Incidents were limited to those with targets within Canadian territory, occurring between 11 September 2001 (that is, since the onset of the American-led “war on terror”) and July 2018, and with some reported link to political, religious, or ideological motive (a constitutive component of the definition of “terrorism” in Canadian criminal law). The five incidents in each category (Muslim perpetrators and non-Muslim perpetrators) that received the most coverage in the three media outlets examined were included for analysis; this limitation was imposed to correct for the fact that inchoate acts (such as plots, material support, or other preparations for violence) were more likely to be prosecuted and receive media coverage when the perpetrators were Muslim (see discussion below), skewing the number and nature of discrete identifiable incidents for each category. The incidents covered include all of the fatal ideology-linked acts of violence that have occurred in Canada within the study’s time period (two by Muslim perpetrators and four by non-Muslims), as well as several thwarted plots.
Analysis focused on coverage in Canada’s two national newspapers—the Globe and Mail (often described as representing a centrist political position), and the National Post (frequently understood as a more right-wing publication)—and Canada’s state-funded national broadcaster, the Canadian Broadcasting Corporation (CBC). Media items about each incident were located by searching the media platforms’ websites, as well as online databases ProQuest and LexisNexis; searches for each incident were conducted using the names of the perpetrators, the names of the victims, and factual descriptions of the event (for example, “Via Rail plot” or “Toronto van attack”), to locate all relevant coverage. All news and opinion pieces with a substantive reference to the incident in question—that is, that included some description or information of the event—were included. Newswire articles published in more than one outlet were only counted once.
Items were checked for several features: (1) whether the incident was labelled “terrorism”; (2) whether the term “terrorism” was mentioned in the headline (indicating that the story was framed as one about terrorism); (3) whether any political, religious, or ideological affiliation was identified as a motive for the incident (religious and ideological identification were tracked separately for non-Muslim perpetrators, but together for Muslim ones, since the motivating ideology for Muslim perpetrators was represented as emanating from their religious identity—that is, Islam was depicted simultaneously as religion and ideology; see discussion below); (4) whether the ethno-racial identity or the immigration status of the perpetrator was noted; (5) whether other violent incidents were mentioned, in a way that represented the particular event as part of a broader pattern; and (6) whether the mental health or ability of the perpetrator was portrayed as an explanatory factor.

3. Results

The quantitative results of the comparative survey are summarized in Table 2 and Table 3, below (Table 2 presents the results for each incident, while Table 3 displays overall results for the categories of Muslim perpetrators and non-Muslim perpetrators).
Incidents with Muslim perpetrators received, on average, 1.5 times as much coverage as incidents with non-Muslim perpetrators.

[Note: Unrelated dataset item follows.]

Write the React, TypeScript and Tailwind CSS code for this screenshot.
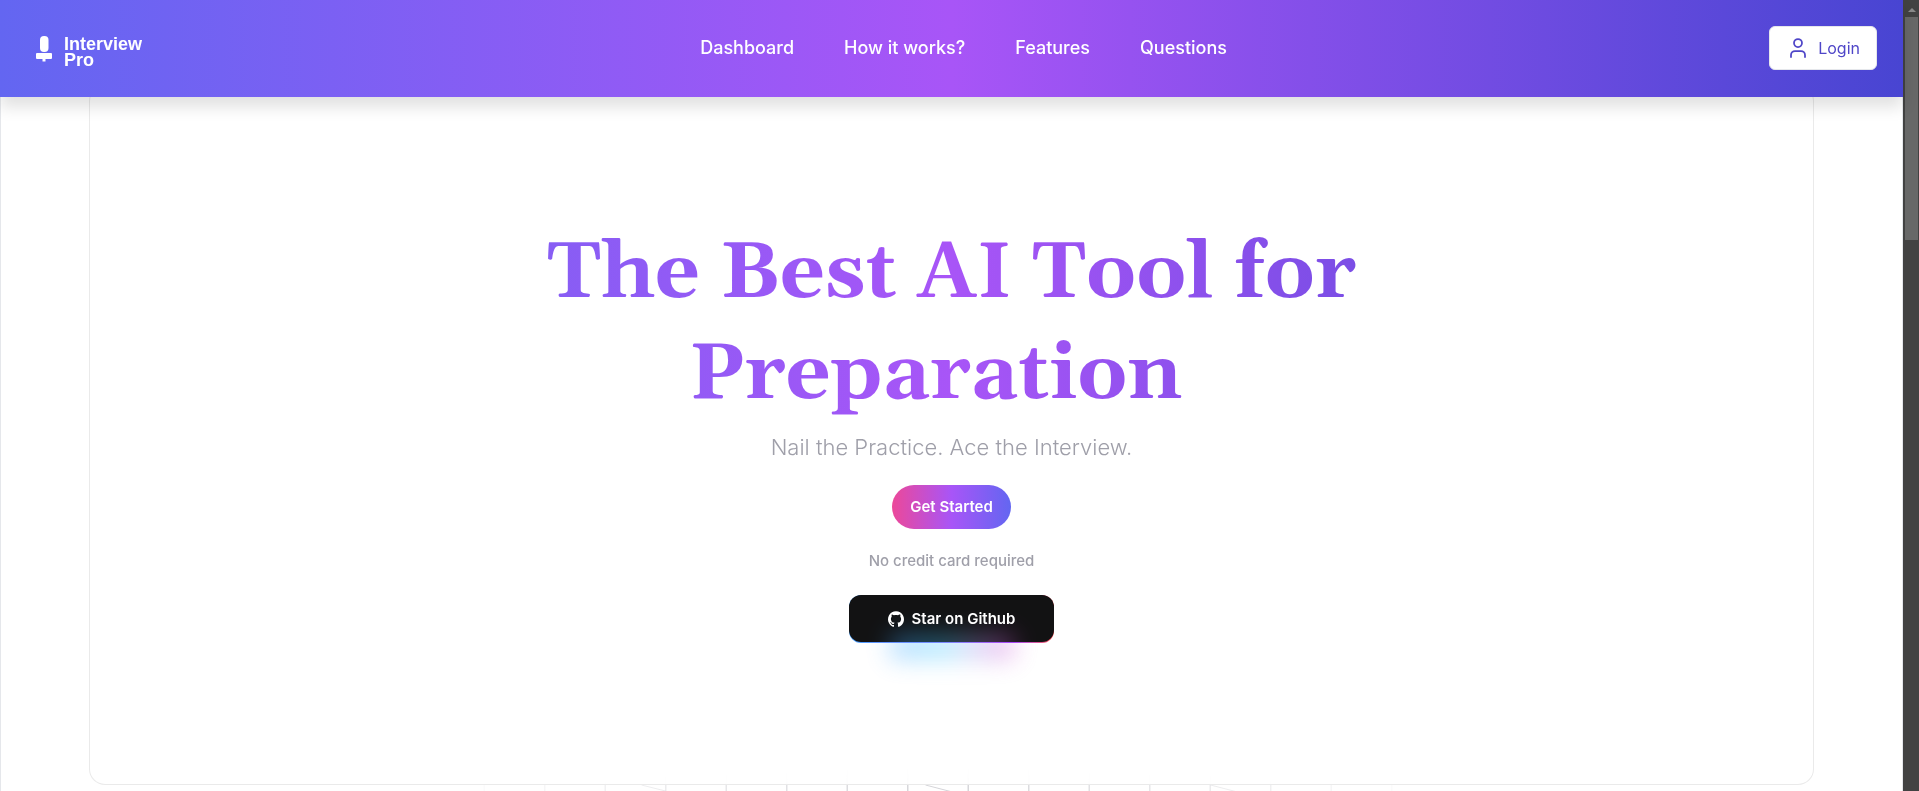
import { User } from "lucide-react";

const links = ["Dashboard", "How it works?", "Features", "Questions"];

const gridLines = Array.from({ length: 16 }, (_, i) => 484 + i * 60.5);

function GithubMark() {
  return (
    <svg viewBox="0 0 438.549 438.549" className="size-4" fill="currentColor" aria-hidden="true">
      <path d="M409.132 114.573c-19.608-33.596-46.205-60.194-79.798-79.8-33.598-19.607-70.277-29.408-110.063-29.408-39.781 0-76.472 9.804-110.063 29.408-33.596 19.605-60.192 46.204-79.8 79.8C9.803 148.168 0 184.854 0 224.63c0 47.78 13.94 90.745 41.827 128.906 27.884 38.164 63.906 64.572 108.063 79.227 5.14.954 8.945.283 11.419-1.996 2.475-2.282 3.711-5.14 3.711-8.562 0-.571-.049-5.708-.144-15.417a2549.81 2549.81 0 01-.144-25.406l-6.567 1.136c-4.187.767-9.469 1.092-15.846 1-6.374-.089-12.991-.757-19.842-1.999-6.854-1.231-13.229-4.086-19.13-8.559-5.898-4.473-10.085-10.328-12.56-17.556l-2.855-6.57c-1.903-4.374-4.899-9.233-8.992-14.559-4.093-5.331-8.232-8.945-12.419-10.848l-1.999-1.431c-1.332-.951-2.568-2.098-3.711-3.429-1.142-1.331-1.997-2.663-2.568-3.997-.572-1.335-.098-2.43 1.427-3.289 1.525-.859 4.281-1.276 8.28-1.276l5.708.853c3.807.763 8.516 3.042 14.133 6.851 5.614 3.806 10.229 8.754 13.846 14.842 4.38 7.806 9.657 13.754 15.846 17.847 6.184 4.093 12.419 6.136 18.699 6.136 6.28 0 11.704-.476 16.274-1.423 4.565-.952 8.848-2.383 12.847-4.285 1.713-12.758 6.377-22.559 13.988-29.41-10.848-1.14-20.601-2.857-29.264-5.14-8.658-2.286-17.605-5.996-26.835-11.14-9.235-5.137-16.896-11.516-22.985-19.126-6.09-7.614-11.088-17.61-14.987-29.979-3.901-12.374-5.852-26.648-5.852-42.826 0-23.035 7.52-42.637 22.557-58.817-7.044-17.318-6.379-36.732 1.997-58.24 5.52-1.715 13.706-.428 24.554 3.853 10.85 4.283 18.794 7.952 23.84 10.994 5.046 3.041 9.089 5.618 12.135 7.708 17.705-4.947 35.976-7.421 54.818-7.421s37.117 2.474 54.823 7.421l10.849-6.849c7.419-4.57 16.18-8.758 26.262-12.565 10.088-3.805 17.802-4.853 23.134-3.138 8.562 21.509 9.325 40.922 2.279 58.24 15.036 16.18 22.559 35.787 22.559 58.817 0 16.178-1.958 30.497-5.853 42.966-3.9 12.471-8.941 22.457-15.125 29.979-6.191 7.521-13.901 13.85-23.131 18.986-9.232 5.14-18.182 8.85-26.84 11.136-8.662 2.286-18.415 4.004-29.263 5.146 9.894 8.562 14.842 22.077 14.842 40.539v60.237c0 3.422 1.19 6.279 3.572 8.562 2.379 2.279 6.136 2.95 11.276 1.995 44.163-14.653 80.185-41.062 108.068-79.226 27.88-38.161 41.825-81.126 41.825-128.906-.01-39.771-9.818-76.454-29.414-110.049z" />
    </svg>
  );
}

function Backdrop() {
  return (
    <svg
      className="pointer-events-none absolute bottom-0 left-1/2 -z-10 h-[391px] w-[1903px] -translate-x-1/2"
      viewBox="0 0 1903 391"
      fill="none"
      aria-hidden="true"
    >
      <defs>
        <linearGradient id="side" x1="440" x2="1440" y1="0" y2="0" gradientUnits="userSpaceOnUse">
          <stop offset="0" stopColor="#d4d4d8" stopOpacity="0" />
          <stop offset="0.5" stopColor="#d4d4d8" />
          <stop offset="1" stopColor="#d4d4d8" stopOpacity="0" />
        </linearGradient>
      </defs>
      {gridLines.map((x) => (
        <rect key={x} x={x - 1} y="40" width="1.5" height="351" fill="url(#side)" />
      ))}
      <path d="M641 385l24 6M925 385l27 7M1210 385l27 7" stroke="url(#side)" />
    </svg>
  );
}

function Scrollbar() {
  return (
    <div className="flex w-4 shrink-0 flex-col items-center gap-1 bg-[#424242] pt-2 pl-px" aria-hidden="true">
      <svg viewBox="0 0 8 4" className="h-1 w-2 shrink-0" fill="#8a8a8a">
        <path d="M0 4L4 0l4 4z" />
      </svg>
      <div className="mt-px h-[223px] w-[13px] shrink-0 bg-[#686868]" />
    </div>
  );
}

export default function App() {
  return (
    <div className="flex h-screen overflow-hidden bg-white font-['Inter',sans-serif]">
      <div className="flex min-w-0 flex-1 flex-col">
        <header className="relative z-10 flex h-[97px] shrink-0 items-center justify-between bg-linear-to-r/srgb from-[#6366f1] via-[#a855f7] to-[#4845d2] pr-[26px] pb-px pl-9 shadow-[0_10px_15px_rgba(0,0,0,0.12)]">
          <a href="#" className="flex w-[122px] items-start gap-3 pt-2 text-white">
            <svg viewBox="0 0 16 26" className="h-[26px] w-4" fill="currentColor" aria-hidden="true">
              <rect x="4" y="0" width="8.5" height="16" rx="4" />
              <rect x="0" y="17" width="16" height="6" rx="1" />
              <rect x="6.5" y="22" width="3" height="3.5" />
            </svg>
            <span className="flex flex-col font-['Liberation_Sans',sans-serif] text-lg leading-4 font-bold">
              <span>Interview</span>
              <span>Pro</span>
            </span>
          </a>
          <nav className="flex gap-[50px] text-lg font-medium text-white">
            {links.map((l) => (
              <a key={l} href="#">
                {l}
              </a>
            ))}
          </nav>
          <button className="flex h-11 items-center gap-2 rounded-md border border-gray-200 bg-white px-4 text-base text-[#4f46c8]">
            <User className="size-6" strokeWidth={1.75} />
            Login
          </button>
        </header>
        <div className="relative isolate -mt-3 flex flex-1 flex-col border-x border-gray-200 px-[88px]">
          <Backdrop />
          <main className="flex h-[700px] shrink-0 flex-col items-center rounded-2xl border border-neutral-200/80 bg-white/85 pt-[138px] text-center backdrop-blur-md">
            <h1 className="flex flex-col self-stretch bg-linear-to-r/srgb from-[#6366f1] via-[#a855f7] to-[#4845d2] bg-clip-text font-[Georgia,Gelasio,serif] text-[79px] leading-[101px] font-bold text-transparent">
              <span>The Best AI Tool for</span>
              <span className="pr-8">Preparation</span>
            </h1>
            <p className="mt-[5px] text-[22px] leading-8 font-light text-zinc-400">
              Nail the Practice. Ace the Interview.
            </p>
            <button className="mt-[22px] h-11 rounded-full bg-linear-to-r/srgb from-[#ec4899] via-[#a855f7] to-[#6366f1] px-[18px] text-[15px] font-semibold text-white">
              Get Started
            </button>
            <p className="mt-5 text-[15px] leading-6 font-medium text-zinc-400">No credit card required</p>
            <button className="relative mt-[22px] flex h-12 w-[205px] items-center justify-center rounded-xl bg-linear-to-r from-[#42a1ff] via-[#a142ff] via-80% to-[#ff4242] text-[15px] font-semibold text-white">
              <span className="absolute inset-x-0 top-0 bottom-px rounded-xl bg-[#121213]" />
              <span className="absolute -bottom-4 left-1/2 h-6 w-3/5 -translate-x-1/2 bg-linear-to-r from-[#42a1ff] via-[#42d0ff] via-45% to-[#d142d0] opacity-40 blur-md" />
              <span className="relative flex items-center gap-2">
                <GithubMark />
                Star on Github
              </span>
            </button>
          </main>
        </div>
      </div>
      <Scrollbar />
    </div>
  );
}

Muslim violence and plots were 23 times more likely to be labelled terrorism than non-Muslim violence and plots. Coverage of incidents with Muslim perpetrators was three times more likely to refer to the perpetrator’s religious, political, or ideological motive; 8.5 times more likely to specify the perpetrator’s ethno-racial identity and/or immigration status; twice as likely to mention other incidents of violence; and twice as likely to discuss the mental health of the perpetrator.

4. Discussion

4.1. Amount of Coverage

Acts of violence linked to Muslims received, on average, 1.5 times more coverage than those linked to right-wing extremists and White supremacists—despite the fact that the latter produced 11 times more deaths (see Table 1 and Table 3). Fatal acts of violence successfully executed by Muslims received, on average, 1.5 times more coverage than those by non-Muslims, while thwarted plots received more than five times more coverage (see Table 2 and Table 3). These disparities skew the public perceptions of the spectrum of political violence: while right-wing and White supremacist violence is far more frequent and fatal in Canada (Perry and Scrivens 2015; Monaghan and Molnar 2016), mainstream media conveys the opposite impression. The Parliament Hill and Saint Jean-Sur-Richelieu attacks were overwhelmingly voted by Canadian newsrooms as the “2014 News Story of the Year”—even though Justin Bourque’s Moncton mass shooting, which occurred that same year, alone took more lives than both other incidents combined (Cheadle 2014).
It is important to note that data pertaining to the number of media items per incident alone fail to capture the differentials in the intensity of coverage, related to variables such as the placement of stories in the newspaper or prominence in broadcasts, and the images selected to accompany them. For example, other analyses have noted that the Quebec mosque shooting received approximately five minutes of airtime on the CBC’s flagship evening news program, The National, the night that it occurred, while the London Borough attacks in the UK five months later were covered with several hours of live reportage and commentary—even though the former occurred in Canada, and both involved approximately the same number of non-perpetrator casualties (six for the Quebec mosque shooting, and eight for the London Borough attacks) (Kanji 2018).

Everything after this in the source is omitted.